Researchers from Northwestern University and the U.S. Department of Energy’s Argonne National Laboratory and Lawrence Berkeley National Laboratory have made a significant advance in the way they produce exotic open-framework superlattices made of hollow metal nanoparticles. Using tiny hollow particles and modifying them with appropriate sequences of DNA, the team found they could synthesize open-channel superlattices with pores ranging from 10 to 1,000 nanometers in size. This newfound control over porosity will enable researchers to use these colloidal crystals in molecular absorption and storage, separations, chemical sensing, and catalysis.

(Funded by the National Institutes of Health)

Researchers at Oregon State University, Oregon Health & Science University, and Duke University have taken a key step toward improving and lengthening the lives of cystic fibrosis patients, who experience chronically clogged airways and a dramatically shortened life expectancy. The team of scientists and clinicians engineered inhalable lipid nanoparticles that can effectively deliver messenger RNA (mRNA) to the lungs, prompting lung cells to manufacture the protein that thwarts the disease. 

(Funded by the National Institute of Standards and Technology)
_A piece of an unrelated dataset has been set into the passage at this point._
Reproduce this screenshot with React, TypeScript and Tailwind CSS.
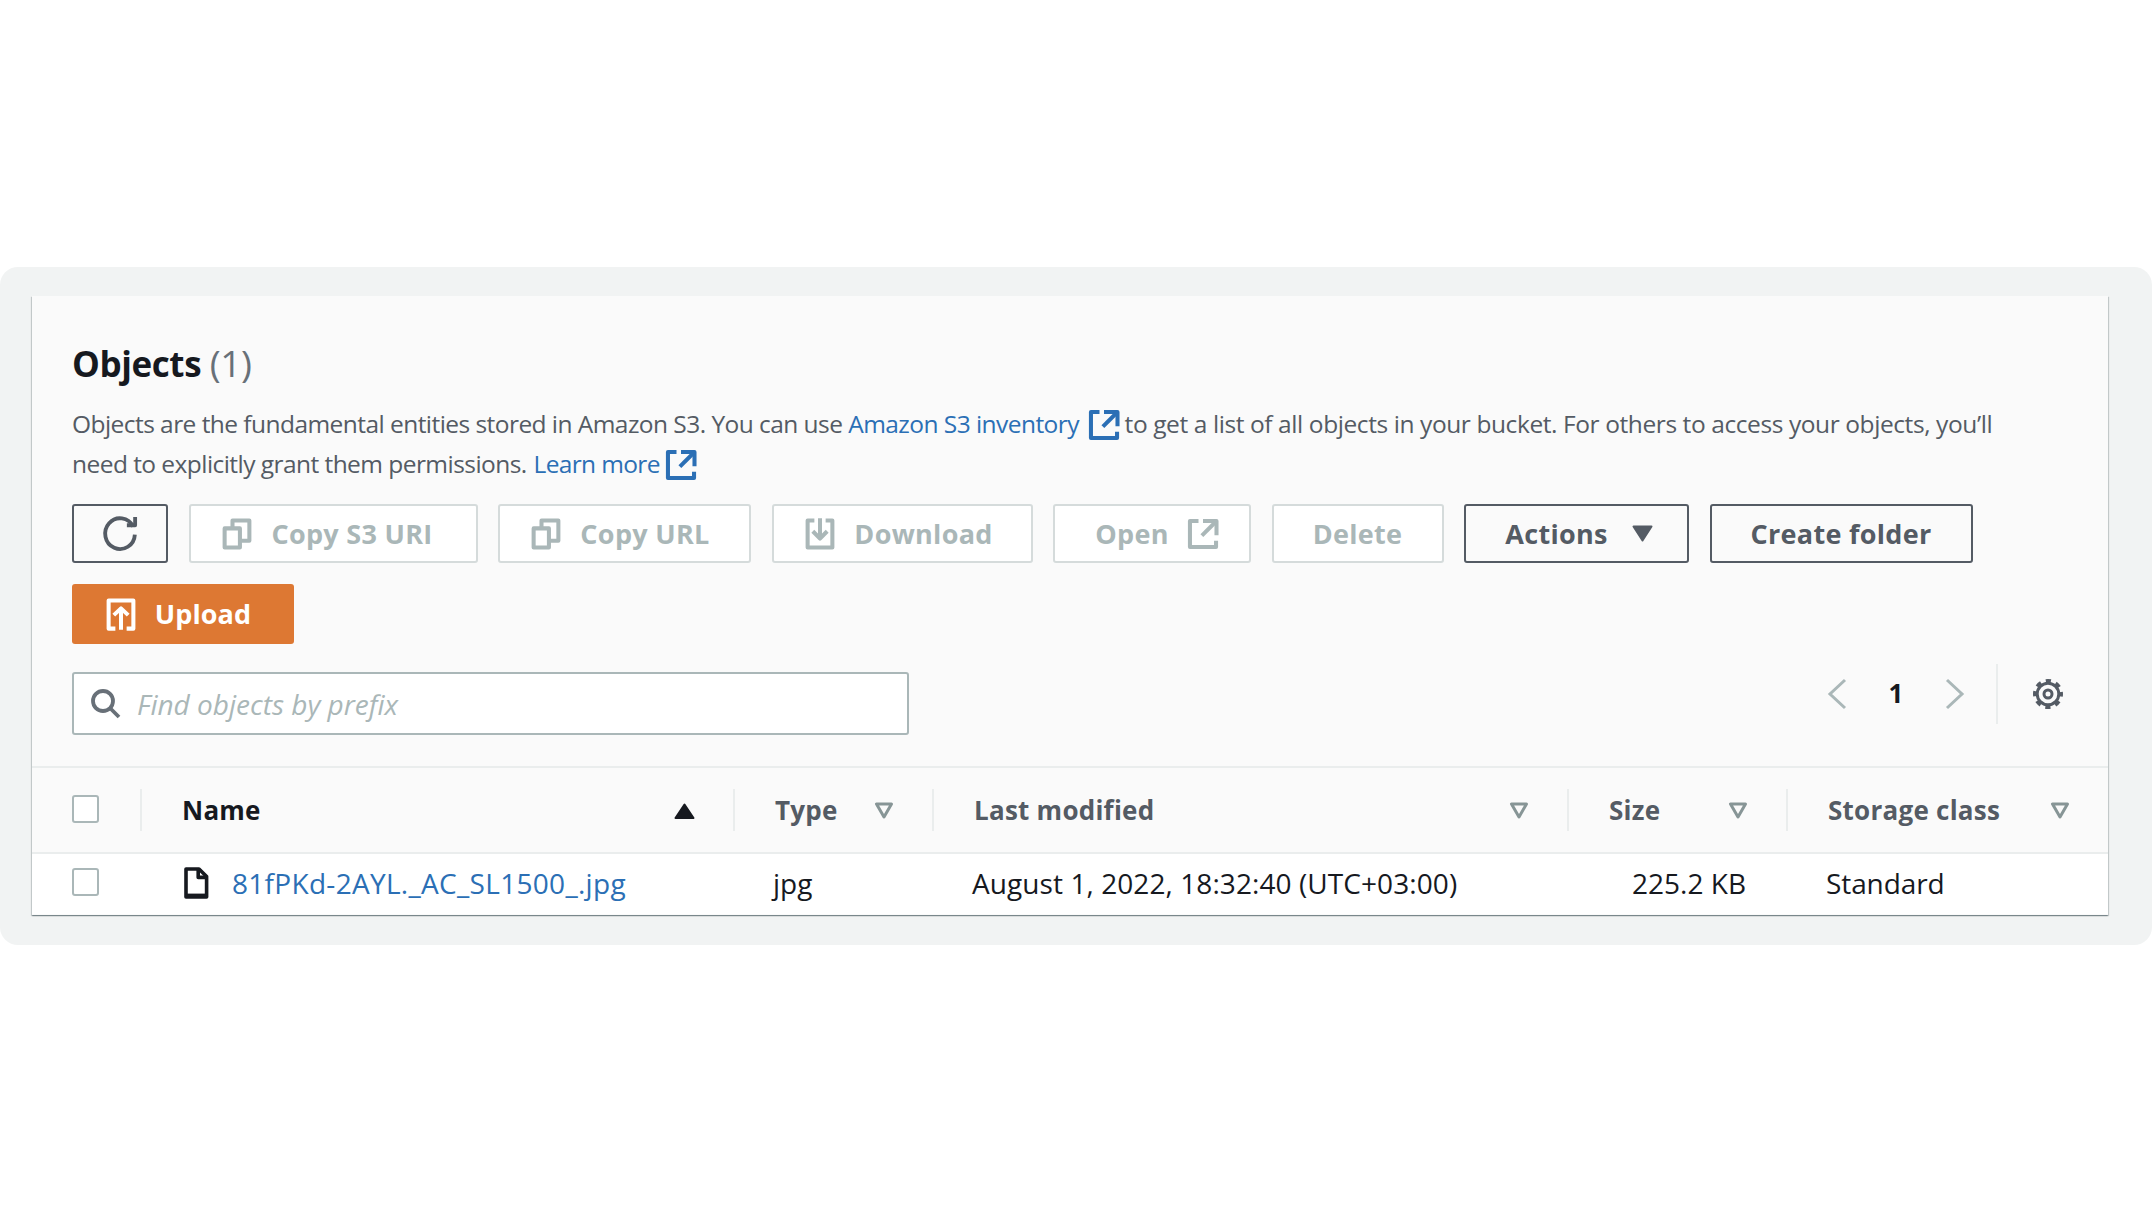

Researchers from the National Institute of Standards and Technology have reviewed the many facets of nucleic acid nanotechnology and concluded that the technology holds the most promise for bridging the world of biology and semiconductors. Although the intriguing possibilities that nucleic acid nanotechnology offers have inspired and attracted researchers worldwide, economics must be considered when predicting the impact of this nanotechnology, the researchers emphasized.

(Funded in part by the National Science Foundation and the U.S. Department of Energy)

Researchers from Drexel University and the University of Pennsylvania have developed a special coating that could help curtail the increasing electromagnetic interference that comes with the proliferation of electronic devices. The researchers discovered that combining MXene, a two-dimensional material they discovered more than a decade ago, with a conductive element, called vanadium, in a polymer solution produces a coating that can absorb, entrap, and dissipate the energy of electromagnetic waves at greater than 90% efficiency.